Many women worry about the likelihood of miscarriage when bleeding is first discovered. While bleeding during pregnancy can be a sign of an impending miscarriage, this is not always the case. It is estimated that anywhere from 5-10 percent of women have bleeding during early pregnancy with no known cause, and these women eventually go on to have completely normal and healthy pregnancies.
In the past, the most common solution for bleeding during early pregnancy was bed rest, however the latest research now shows that most bleeding will usually resolve on its own, and that if bleeding does turn out to be caused by a miscarriage, bed rest will unfortunately not prevent it.
Is it Normal When I’m On Birth Control?
There are many reasons why you may be experiencing breakthrough bleeding:
- When starting birth control for the first time or switching to a new birth control it takes your body a little while to get use to the hormones, so it self corrects until everything gets in sync.
- Take your birth control incorrectly. We all forget to take our pill from time to time. However if you miss enough doses and your body no longer has the hormones needed, you may throw yourself off balance until you start taking your pills on schedule again.
- Medications that may interfere with their birth control. Antibiotics or other prescriptions can make your birth control pill less effective, the best way is to speak to your doctor and let him/her know what medications you are taking.
How to Deal With
There are many things that you can do to cope with your bleeding until it resolves:
- 1. The first important step is to accept what is going on, that it is not harmful, and it will take time to resolve.
- 2. Make sure you are prepared. While not harmful long term, bleeding will take both a physical and an emotional toll on your body and mind.
- 3. Make sure you manage the symptoms, have supplies with you at all times and make sure that your use of tampons is within the safe range as long term use can have potential health complications.
- 4. Control what you can. Taking your birth control pill at different times or missing doses can contribute to the bleeding, so make sure you are taking the pills on schedule.
- 5. Quit smoking. Smoking can lead to an increase in bleeding and many other health complications.
Things that you should seek professional consultation:
- If you are taking oral contraceptives and after a few months your bleeding continues you should consult your prescribing physician to look at a potential change in dose or type of pill.
- If you are or believe you are pregnant and begin to have bleeding seek medical help immediately.
- If you have pain, nausea, yellow or brown vaginal discharge or vomiting that accompanies your bleeding you should also seek medical attention.
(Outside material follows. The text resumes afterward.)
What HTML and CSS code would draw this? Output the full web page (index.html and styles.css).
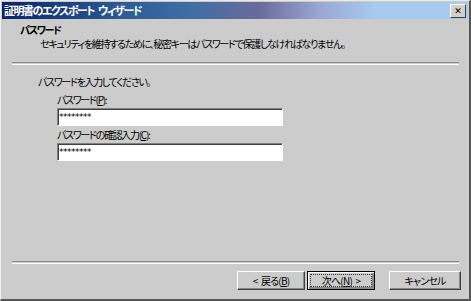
FILE: index.html
```html
<!DOCTYPE html>
<html>
<head>
    <title>証明書のエクスポート ウィザード</title>
    <meta charset="utf-8">
    <link rel="stylesheet" href="styles.css">
</head>
<body>
    <div class="window">
        <div class="titlebar">
            <span class="title">証明書のエクスポート ウィザード</span>
            <button class="close">&#x2715;</button>
        </div>
        <div class="header">
            <div class="heading">パスワード</div>
            <div class="subheading">セキュリティを維持するために、秘密キーはパスワードで保護しなければなりません。</div>
        </div>
        <div class="rule"></div>
        <div class="content">
            <p class="intro">パスワードを入力してください。</p>
            <div class="field">
                <label for="pw1">パスワード(<u>P</u>):</label>
                <input type="text" id="pw1" value="********">
            </div>
            <div class="field">
                <label for="pw2">パスワードの確認入力(<u>C</u>):</label>
                <input type="text" id="pw2" value="********">
            </div>
        </div>
        <div class="rule"></div>
        <div class="buttons">
            <button class="btn">&lt; 戻る(<u>B</u>)</button>
            <button class="btn default">次へ(<u>N</u>) &gt;</button>
            <button class="btn cancel">キャンセル</button>
        </div>
    </div>
</body>
</html>
```

FILE: styles.css
```css
body {
    margin: 0;
    font-family: "Noto Sans CJK JP", "DejaVu Sans", sans-serif;
    font-size: 10px;
    font-feature-settings: "palt";
    letter-spacing: -1.3px;
    color: #000;
    background: #cccccc;
}
.window {
    width: 471px;
    height: 301px;
    box-sizing: border-box;
    display: flex;
    flex-direction: column;
    background: #cccccc;
    border-top: 1px solid #e8e8e8;
    border-left: 1px solid #f4f4f4;
    border-right: 2px solid #555;
    border-bottom: 2px solid #555;
}
.titlebar {
    height: 17px;
    margin: 1px 1px 0 1px;
    display: flex;
    align-items: center;
    justify-content: space-between;
    padding: 0 2px 0 2px;
    background: linear-gradient(to right, #0a246a 0%, #2b5a96 25%, #3d6ea3 40%, #6a6a9c 55%, #9aa6d4 68%, #a6caf0 80%, #a6caf0 100%);
}
.title {
    color: #fff;
    font-weight: bold;
    font-size: 11px;
    letter-spacing: -1.5px;
    word-spacing: 3px;
    line-height: 17px;
}
.close {
    width: 16px;
    height: 14px;
    padding: 0;
    font-size: 9px;
    font-weight: bold;
    line-height: 10px;
    letter-spacing: 0;
    background: #d4d0c8;
    border: 1px solid;
    border-color: #fff #404040 #404040 #fff;
    font-family: "DejaVu Sans", sans-serif;
}
.header {
    height: 43px;
    padding: 4px 0 0 19px;
    box-sizing: border-box;
}
.heading {
    font-weight: bold;
    line-height: 13px;
}
.subheading {
    padding-left: 20px;
    line-height: 16px;
}
.rule {
    margin: 0 10px 0 11px;
    height: 1px;
    border-top: 1px solid #8c8c8c;
    border-bottom: 1px solid #fafafa;
}
.content {
    flex: 1;
    padding: 9px 0 0 37px;
}
.intro {
    margin: 0 0 2px 0;
    line-height: 16px;
}
.field {
    padding-left: 19px;
    margin-bottom: 1px;
}
.field label {
    display: block;
    line-height: 16px;
}
.field input {
    width: 226px;
    height: 18px;
    box-sizing: border-box;
    margin: 0;
    padding: 0 1px;
    font-family: "DejaVu Sans", sans-serif;
    font-size: 9px;
    letter-spacing: -0.5px;
    background: #fff;
    border: 1px solid;
    border-color: #808080 #fff #fff #808080;
    box-shadow: inset 1px 1px 0 #404040;
    outline: none;
}
.buttons {
    height: 33px;
    display: flex;
    align-items: center;
    padding: 0 8px 2px 0;
    justify-content: flex-end;
    gap: 2px;
}
.btn {
    width: 68px;
    height: 19px;
    padding: 0;
    font-family: "Noto Sans CJK JP", sans-serif;
    font-size: 10px;
    font-feature-settings: "palt";
    letter-spacing: -0.8px;
    word-spacing: 2px;
    line-height: 15px;
    background: #cccccc;
    border: 1px solid;
    border-color: #fff #404040 #404040 #fff;
    box-shadow: inset -1px -1px 0 #888;
}
.btn.default {
    border: 1px solid #000;
    box-shadow: inset 1px 1px 0 #fff, inset -2px -2px 0 #888;
    outline: 1px dotted #333;
    outline-offset: -4px;
}
.btn.cancel {
    width: 72px;
    margin-left: 12px;
}
```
Better To Be Safe Than Sorry With Breakthrough Bleeding
Most women are likely to suffer from irregular bleeding at some time in their lives. Many will not seek a solution to ease their symptoms, particularly if the bleeding is intermittent and ceases within a few months or if the cause is known. Consulting a health care professional is advised when bleeding is either heavy or does not resolve by itself, since this could signal more serious medical issues. Your doctor can advise you on how best to deal with the causes and symptoms of breakthrough bleeding.